I will make a brief aside regarding a complex topic to which I could not do justice in this small space. Recent brain research tends to show that we have a tendency to belief or, at minimum, imperative choice. An admittedly way-to-simplified expanation would be that our survival (early in our sentient development) necessitated making relatively quick potentially life or death judgments. This very roughly corresponds (though on another biological level) to belief. I know it's sketchy and others explain it rather better, though, I suspect, not in this little space.

Ok, now the tricky bit. What is the problem with believing in the Big Guy in the Sky? The short version is, there really isn't a short version that is easily stated, truly informative, and powerfully persuasive. With that said, what am I bound to do? Correct-a-mundo! Elucidate a short version. Disclaimer. For my believing friends and family and others, feel free to skip over this part or read it and dismiss it as you wish. And, now, (I hear a drum roll. Do you?) the short version of something for which I've already admitted there is not short version.
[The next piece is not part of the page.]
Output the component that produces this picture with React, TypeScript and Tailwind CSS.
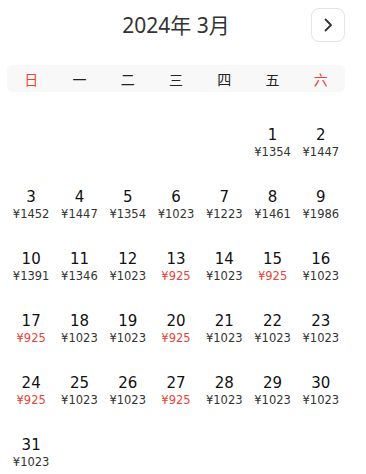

The believer perspective starts from the position, "I know how the world is (the BGS made the earth, and the flowers, and the mountains, and the stars and so on. Then, rather like a cherry on the top of an ice-cream sundae, he made humans. Now, it is incumbent upon me to go about and make the world fit into this model". The non-believer perspective is, "I don't know how the world is (except to the extent that, I stand on the shoulders of giants who came before and laid a road of discovery upon which I am priveleged to tread and marvel). And even then, I need to question, examine, and discover what is true, as best I am able, with the tools at hand. And, if I were to find a thing to be true, which ran counter to the claims of some previous giant, I sleep easy in the knowledge that this is nothing less than she would expect from her progeny of discoverers."

*Suggested reading: Why We Feel: The Science of Human Emotions, by Dr. Victor S. Johnston.
Yes, it is, like most everything else, available on Amazon.
Spoiler/Warning: If your personal operating system is not yet upgraded to include Evolution by Natural Selection, this book could cause a mind melting dissonance.